De nos jours, il suffit tout simplement qu’un prêt soit consenti à un taux d’intérêt inférieur à celui du marché pour qu’il soit considéré comme une aide, même s’il est ensuite remboursé jusqu’au dernier centime par le pays bénéficiaire. Pour gonfler leurs chiffres, la plupart des pays incluent la coopération technique, les allégements de dette, le coût des bourses octroyées aux résidents des PED qui viennent étudier dans les pays développés, le coût de l’accueil des demandeurs d’asile. Les dépenses liées à la lutte contre le terrorisme (cas des américains), le renforcement de la sécurité de leur personnel présent sur place, le coût de leur participation à des opérations de maintien de la paix…

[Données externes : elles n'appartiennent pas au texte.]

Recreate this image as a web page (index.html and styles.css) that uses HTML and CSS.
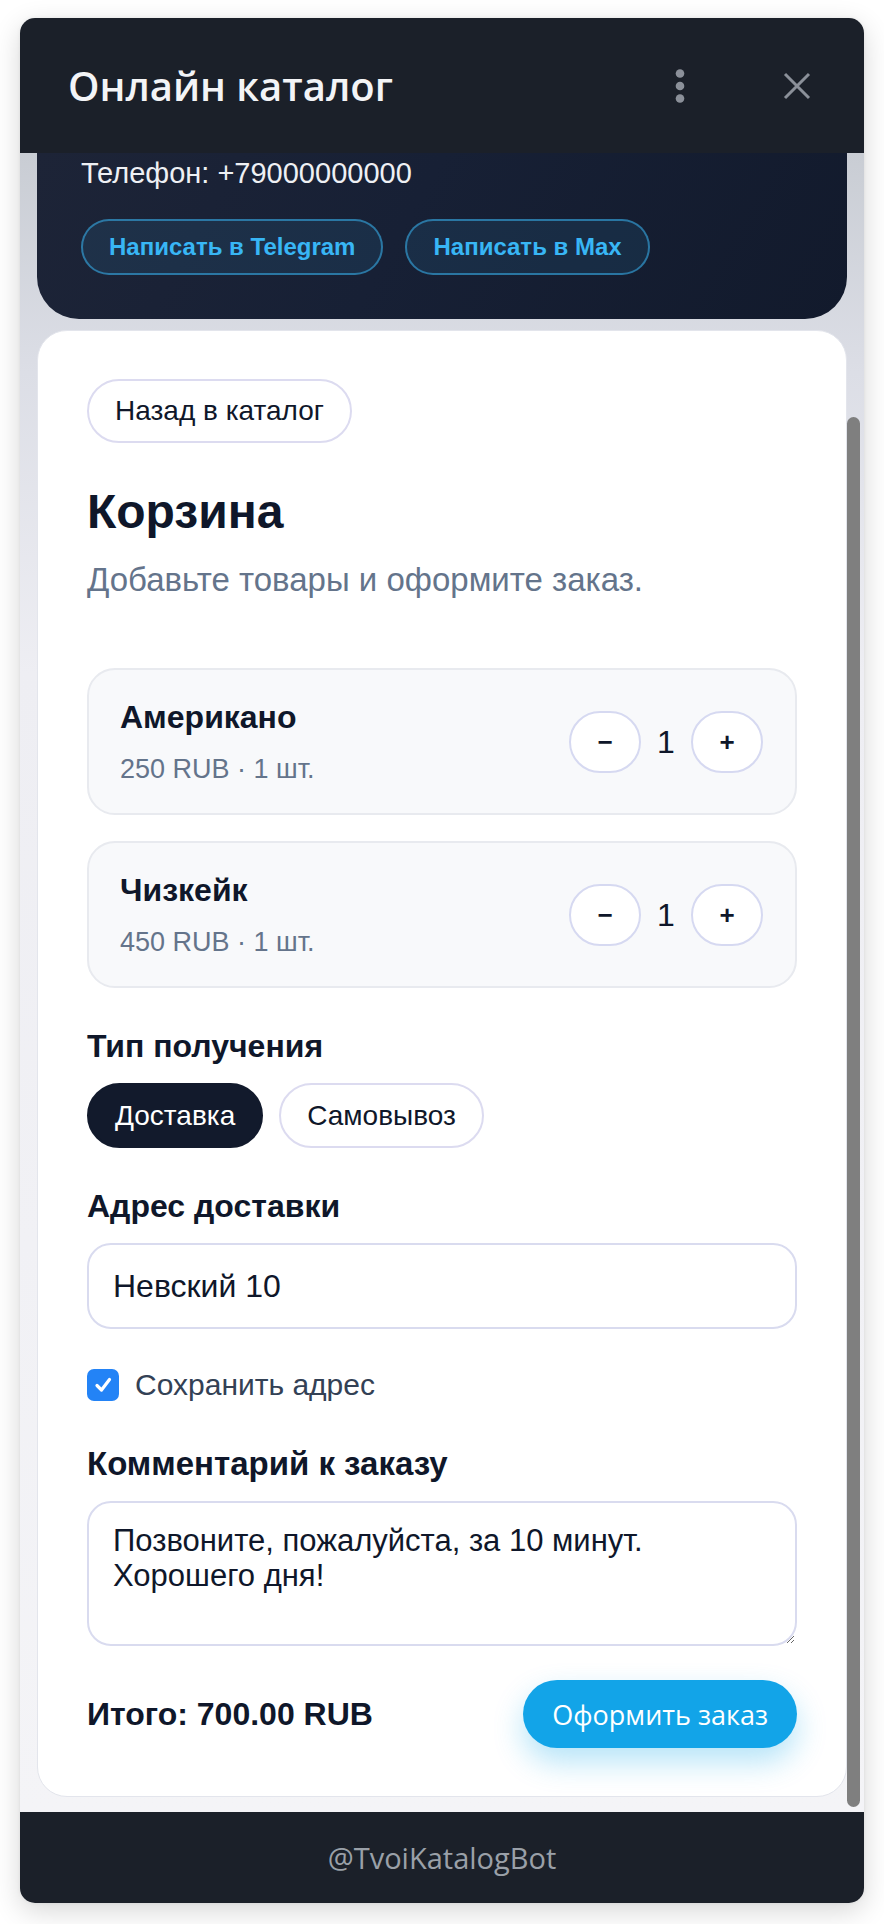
FILE: index.html
```html
<!DOCTYPE html>
<html lang="ru">
<head>
    <meta charset="UTF-8">
    <meta name="viewport" content="width=device-width, initial-scale=1.0">
    <title>Онлайн каталог</title>
    <link rel="stylesheet" href="styles.css">
</head>
<body>
    <div class="app">
        <header class="topbar">
            <h1 class="topbar-title">Онлайн каталог</h1>
            <div class="topbar-actions">
                <svg class="icon-more" width="10" height="34" viewBox="0 0 10 34">
                    <circle cx="5" cy="4.5" r="4.3"/>
                    <circle cx="5" cy="17" r="4.3"/>
                    <circle cx="5" cy="29.5" r="4.3"/>
                </svg>
                <svg class="icon-close" width="28" height="28" viewBox="0 0 28 28">
                    <path d="M2 2 L26 26 M26 2 L2 26"/>
                </svg>
            </div>
        </header>

        <div class="viewport">
            <main class="content">
                <section class="hero">
                    <p class="hero-phone">Телефон: +79000000000</p>
                    <div class="hero-links">
                        <a class="hero-link" href="#">Написать в Telegram</a>
                        <a class="hero-link" href="#">Написать в Max</a>
                    </div>
                </section>

                <section class="cart">
                    <button class="back-btn">Назад в каталог</button>

                    <h2 class="cart-title">Корзина</h2>
                    <p class="cart-subtitle">Добавьте товары и оформите заказ.</p>

                    <div class="cart-items">
                        <div class="cart-item">
                            <div class="item-info">
                                <div class="item-name">Американо</div>
                                <div class="item-meta">250 RUB · 1 шт.</div>
                            </div>
                            <div class="qty">
                                <button class="qty-btn">−</button>
                                <span class="qty-value">1</span>
                                <button class="qty-btn">+</button>
                            </div>
                        </div>
                        <div class="cart-item">
                            <div class="item-info">
                                <div class="item-name">Чизкейк</div>
                                <div class="item-meta">450 RUB · 1 шт.</div>
                            </div>
                            <div class="qty">
                                <button class="qty-btn">−</button>
                                <span class="qty-value">1</span>
                                <button class="qty-btn">+</button>
                            </div>
                        </div>
                    </div>

                    <div class="field-label">Тип получения</div>
                    <div class="toggle-group">
                        <button class="toggle active">Доставка</button>
                        <button class="toggle">Самовывоз</button>
                    </div>

                    <div class="field-label">Адрес доставки</div>
                    <input class="text-input" type="text" value="Невский 10">

                    <label class="check-row">
                        <span class="check-box">
                            <svg width="20" height="20" viewBox="0 0 20 20">
                                <path d="M4 10.5 L8.5 15 L16.5 4.5"/>
                            </svg>
                        </span>
                        Сохранить адрес
                    </label>

                    <div class="field-label label-comment">Комментарий к заказу</div>
                    <textarea class="text-area">Позвоните, пожалуйста, за 10 минут.
Хорошего дня!</textarea>

                    <div class="total-row">
                        <div class="total">Итого: 700.00 RUB</div>
                        <button class="order-btn">Оформить заказ</button>
                    </div>
                </section>
            </main>

            <div class="scrollbar">
                <div class="scrollbar-thumb"></div>
            </div>
        </div>

        <footer class="bottombar">@TvoiKatalogBot</footer>
    </div>
</body>
</html>
```

FILE: styles.css
```css
body {
    margin: 0;
    padding: 18px 20px 21px;
    background-color: #ffffff;
    font-family: 'Liberation Sans', Arial, sans-serif;
    color: #0f172a;
}

.app {
    width: 844px;
    height: 1885px;
    display: flex;
    flex-direction: column;
    border-radius: 15px;
    overflow: hidden;
    box-shadow: 0 8px 28px rgba(0, 0, 0, 0.16), 0 0 4px rgba(0, 0, 0, 0.06);
}

/* Верхняя панель */
.topbar {
    height: 135px;
    flex-shrink: 0;
    background-color: #1b2029;
    display: flex;
    align-items: center;
    justify-content: space-between;
    padding: 0 53px 0 48px;
}

.topbar-title {
    margin: 0;
    font-family: 'Open Sans', sans-serif;
    font-weight: 600;
    font-size: 40px;
    color: #f3f4f6;
}

.topbar-actions {
    display: flex;
    align-items: center;
    gap: 98px;
}

.icon-more circle {
    fill: #8b9099;
}

.icon-close path {
    stroke: #8b9099;
    stroke-width: 3;
    fill: none;
}

/* Прокручиваемая область */
.viewport {
    flex: 1;
    display: flex;
    background: linear-gradient(180deg, #c9cdd4 0px, #dcdee6 220px, #eeeef3 520px, #f4f4f7 100%);
    overflow: hidden;
}

.content {
    flex: 1;
    padding: 0 0 16px 17px;
}

.scrollbar {
    width: 17px;
    flex-shrink: 0;
}

.scrollbar-thumb {
    width: 13px;
    height: 1390px;
    margin-top: 264px;
    border-radius: 7px;
    background-color: #7f7f7f;
}

/* Блок контактов */
.hero {
    background: linear-gradient(120deg, #1d2437 0%, #172035 45%, #121a2c 100%);
    border-radius: 0 0 42px 42px;
    padding: 4px 45px 44px 44px;
}

.hero-phone {
    margin: 0;
    font-size: 29px;
    line-height: 32px;
    color: #eef0f4;
}

.hero-links {
    display: flex;
    gap: 22px;
    margin-top: 30px;
}

.hero-link {
    height: 56px;
    box-sizing: border-box;
    display: flex;
    align-items: center;
    padding: 0 26px;
    border: 2px solid rgba(56, 178, 240, 0.55);
    border-radius: 999px;
    background-color: rgba(56, 178, 240, 0.1);
    color: #38b6f5;
    font-weight: 700;
    font-size: 24px;
    text-decoration: none;
}

/* Корзина */
.cart {
    margin-top: 11px;
    background-color: #ffffff;
    border: 1px solid #e3e5ec;
    border-radius: 30px;
    padding: 48px 49px 48px;
}

.back-btn {
    height: 64px;
    padding: 0 26px;
    border: 2px solid #dcdbf0;
    border-radius: 999px;
    background-color: #ffffff;
    font-family: 'Liberation Sans', Arial, sans-serif;
    font-size: 28px;
    color: #0f172a;
}

.cart-title {
    margin: 41px 0 0;
    font-size: 48px;
    line-height: 55px;
    font-weight: 700;
    color: #0f172a;
}

.cart-subtitle {
    margin: 22px 0 0;
    font-size: 33px;
    line-height: 37px;
    color: #64748b;
}

.cart-items {
    margin-top: 70px;
    display: flex;
    flex-direction: column;
    gap: 26px;
}

.cart-item {
    display: flex;
    align-items: center;
    justify-content: space-between;
    padding: 29px 32px 28px 31px;
    background-color: #f8f9fb;
    border: 2px solid #e8eaef;
    border-radius: 28px;
}

.item-name {
    font-size: 32px;
    line-height: 36px;
    font-weight: 700;
    color: #0f172a;
}

.item-meta {
    margin-top: 18px;
    font-size: 27px;
    line-height: 32px;
    color: #64748b;
}

.qty {
    display: flex;
    align-items: center;
    gap: 16px;
}

.qty-btn {
    width: 72px;
    height: 62px;
    border: 2px solid #d6d9f1;
    border-radius: 999px;
    background-color: #ffffff;
    font-family: 'Liberation Sans', Arial, sans-serif;
    font-size: 26px;
    font-weight: 700;
    color: #0f172a;
    padding: 0;
}

.qty-value {
    min-width: 18px;
    text-align: center;
    font-size: 32px;
    color: #0f172a;
}

/* Поля формы */
.field-label {
    margin-top: 40px;
    font-size: 32px;
    line-height: 37px;
    font-weight: 700;
    color: #0f172a;
}

.label-comment {
    margin-top: 43px;
    font-size: 33px;
}

.toggle-group {
    display: flex;
    gap: 16px;
    margin-top: 18px;
}

.toggle {
    height: 65px;
    padding: 0 26px;
    border: 2px solid #dcdbf0;
    border-radius: 999px;
    background-color: #ffffff;
    font-family: 'Liberation Sans', Arial, sans-serif;
    font-size: 28px;
    color: #0f172a;
}

.toggle.active {
    background-color: #121a2c;
    border-color: #121a2c;
    color: #ffffff;
}

.text-input {
    display: block;
    width: 100%;
    box-sizing: border-box;
    margin-top: 18px;
    height: 86px;
    padding: 0 24px;
    border: 2px solid #d9dbef;
    border-radius: 24px;
    background-color: #ffffff;
    font-family: 'Liberation Sans', Arial, sans-serif;
    font-size: 32px;
    color: #0f172a;
}

.check-row {
    display: flex;
    align-items: center;
    gap: 16px;
    margin-top: 39px;
    font-size: 30px;
    line-height: 34px;
    color: #334155;
}

.check-box {
    width: 32px;
    height: 32px;
    border-radius: 7px;
    background-color: #2383f6;
    display: flex;
    align-items: center;
    justify-content: center;
}

.check-box path {
    fill: none;
    stroke: #ffffff;
    stroke-width: 3.2;
    stroke-linecap: round;
    stroke-linejoin: round;
}

.text-area {
    display: block;
    width: 100%;
    box-sizing: border-box;
    margin-top: 19px;
    height: 145px;
    padding: 20px 24px;
    border: 2px solid #d9dbef;
    border-radius: 24px;
    background-color: #ffffff;
    font-family: 'Liberation Sans', Arial, sans-serif;
    font-size: 31px;
    line-height: 35px;
    color: #0f172a;
}

.total-row {
    display: flex;
    align-items: center;
    justify-content: space-between;
    margin-top: 34px;
}

.total {
    font-size: 32px;
    font-weight: 700;
    color: #0f172a;
}

.order-btn {
    height: 68px;
    padding: 0 29px;
    border: none;
    border-radius: 999px;
    background-color: #12a4e8;
    color: #ffffff;
    font-family: 'Open Sans', sans-serif;
    font-size: 27px;
    font-weight: 500;
    box-shadow: 0 14px 30px rgba(14, 165, 233, 0.3);
}

/* Нижняя панель */
.bottombar {
    height: 91px;
    flex-shrink: 0;
    background-color: #1b2029;
    display: flex;
    align-items: center;
    justify-content: center;
    font-family: 'Open Sans', sans-serif;
    font-size: 29px;
    color: #9aa0a8;
}
```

Deux canaux sont utilisés par les pays membres du CAD pour appuyer les pays bénéficiaires des APD : le premier canal entre dans le cadre l’aide bilatérale, et, le second multilatérale (géré par le FMI et la BM). Par ailleurs il convient de souligner que l’aide bilatérale représente environ 2/3 de l’APD et l’aide multilatérale le reste. S’agissant de l’aide multilatérale, les IFI (Groupe Banque mondiale, FMI et Banques régionales de développement) se taillent la part la plus importante (environ 45%), suivies par le Fonds européen de développement de l’Union européenne (environ 30 %), les différentes institutions spécialisées de l’ONU ne représentent que 25 %.

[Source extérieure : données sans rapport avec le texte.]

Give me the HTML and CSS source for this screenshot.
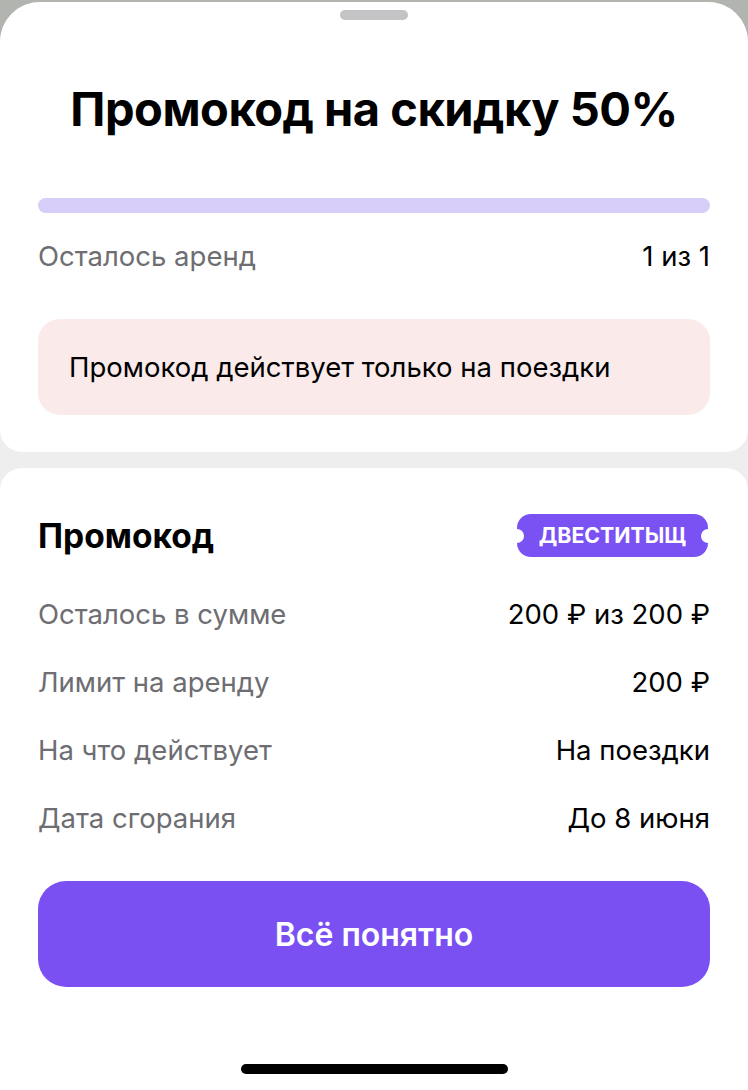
FILE: index.html
```html
<!DOCTYPE html>
<html lang="ru">
<head>
  <meta charset="UTF-8">
  <meta name="viewport" content="width=device-width, initial-scale=1.0">
  <title>Промокод на скидку 50%</title>
  <link rel="stylesheet" href="styles.css">
</head>
<body>
  <div class="sheet">
    <div class="card card-top">
      <div class="grabber"></div>
      <h1>Промокод на скидку 50%</h1>

      <div class="progress"><div class="progress-fill" style="width: 100%"></div></div>
      <div class="row row-rentals">
        <span class="label">Осталось аренд</span>
        <span class="value">1 из 1</span>
      </div>

      <div class="notice">Промокод действует только на поездки</div>
    </div>

    <div class="card card-bottom">
      <div class="head">
        <h2>Промокод</h2>
        <span class="ticket">ДВЕСТИТЫЩ</span>
      </div>

      <div class="row">
        <span class="label">Осталось в сумме</span>
        <span class="value">200 ₽ из 200 ₽</span>
      </div>
      <div class="row">
        <span class="label">Лимит на аренду</span>
        <span class="value">200 ₽</span>
      </div>
      <div class="row">
        <span class="label">На что действует</span>
        <span class="value">На поездки</span>
      </div>
      <div class="row">
        <span class="label">Дата сгорания</span>
        <span class="value">До 8 июня</span>
      </div>

      <button class="btn">Всё понятно</button>

      <div class="home-bar"></div>
    </div>
  </div>
</body>
</html>
```

FILE: styles.css
```css
body {
  margin: 0;
  background-color: #b2b4b0;
  font-family: Inter, 'Noto Sans', sans-serif;
  color: #000;
}
.sheet {
  margin-top: 2px;
  background-color: #eeeeee;
  border-radius: 40px 40px 0 0;
  overflow: hidden;
  height: 1088px;
  display: flex;
  flex-direction: column;
  gap: 16px;
}
.card {
  background-color: #fff;
  padding: 0 38px;
}
.card-top {
  border-radius: 0 0 22px 22px;
  padding-top: 8px;
  padding-bottom: 37px;
}
.card-bottom {
  flex: 1;
  border-radius: 22px 22px 0 0;
  padding-top: 46px;
  display: flex;
  flex-direction: column;
}
.grabber {
  width: 68px;
  height: 10px;
  margin: 0 auto;
  background-color: #c4c4c6;
  border-radius: 5px;
}
h1 {
  margin: 60px 0 0;
  text-align: center;
  font-size: 47px;
  font-weight: 700;
  line-height: 58px;
  letter-spacing: -0.5px;
}
.progress {
  margin-top: 60px;
  height: 15px;
  border-radius: 8px;
  background-color: #ece8fc;
  overflow: hidden;
}
.progress-fill {
  height: 100%;
  background-color: #d6cdf8;
  border-radius: 8px;
}
.row {
  display: flex;
  justify-content: space-between;
  align-items: center;
  height: 68px;
  font-size: 27.5px;
}
.row-rentals {
  margin-top: 9px;
}
.label {
  color: #6d6d72;
}
.notice {
  margin-top: 29px;
  background-color: #fbeaea;
  border-radius: 22px;
  padding: 0 31px;
  height: 96px;
  display: flex;
  align-items: center;
  font-size: 27.5px;
}
.head {
  display: flex;
  justify-content: space-between;
  align-items: center;
  margin-bottom: 23px;
}
h2 {
  margin: 0;
  font-size: 33.5px;
  font-weight: 700;
}
.ticket {
  position: relative;
  background-color: #7a52f4;
  color: #fff;
  font-size: 21.3px;
  font-weight: 700;
  padding: 0 22px;
  height: 43px;
  line-height: 43px;
  border-radius: 14px;
  margin-right: 2px;
}
.ticket::before,
.ticket::after {
  content: '';
  position: absolute;
  top: 50%;
  width: 14px;
  height: 14px;
  margin-top: -7px;
  border-radius: 50%;
  background-color: #fff;
}
.ticket::before {
  left: -7px;
}
.ticket::after {
  right: -7px;
}
.btn {
  margin-top: 29px;
  height: 106px;
  border: none;
  border-radius: 28px;
  background-color: #7a50f3;
  color: #fff;
  font-family: inherit;
  font-size: 32px;
  font-weight: 600;
  cursor: pointer;
}
.home-bar {
  margin: auto auto 16px;
  width: 267px;
  height: 10px;
  border-radius: 5px;
  background-color: #000;
}
```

Selon les données officielles du CAD, l’aide extérieure dispensée par des donneurs publics a atteint 146.6 milliards USD en 2017. Dans le même sillage, l’aide bilatérale accordée à ces pays pauvres se fixe à 26 milliards US. De plus, l’aide multilatérale accordée au continent africain tourne autour de 29 milliards USD dont 25 milliards USD pour l’Afrique subsaharienne. Au total le continent africain a reçu plus de 600 milliards de dollars d’aide extérieure. La question qui se pose alors est la suivante : où va tout cet argent ?
Pourtant, les pays développés ne consacrent que 0,7% de leur revenu national brut aux nations en développement). Bien que de telles dépenses représentent une goutte d’eau dans l’océan des budgets des nations donatrices, la somme combinée des dons des gouvernements à travers le monde est assez conséquente pour causer de gros problèmes dans les économies en développement. Selon l’économiste tchadien Issa Abdelmamout l’APD permet d’influencer les pouvoirs publics des pays bénéficiaires. Il continue sur sa lancée et ajoute que les pays donateurs utilisent ces fonds, en cas de besoin, comme moyen de pression pour faire plier les dirigeants africains, déjà habitués à cette aide financière, afin de préserver leurs intérêts économiques. Plusieurs études ont démontré le peu d’impact voir même l’absence d’impact de l’aide étrangère sur le développement économique.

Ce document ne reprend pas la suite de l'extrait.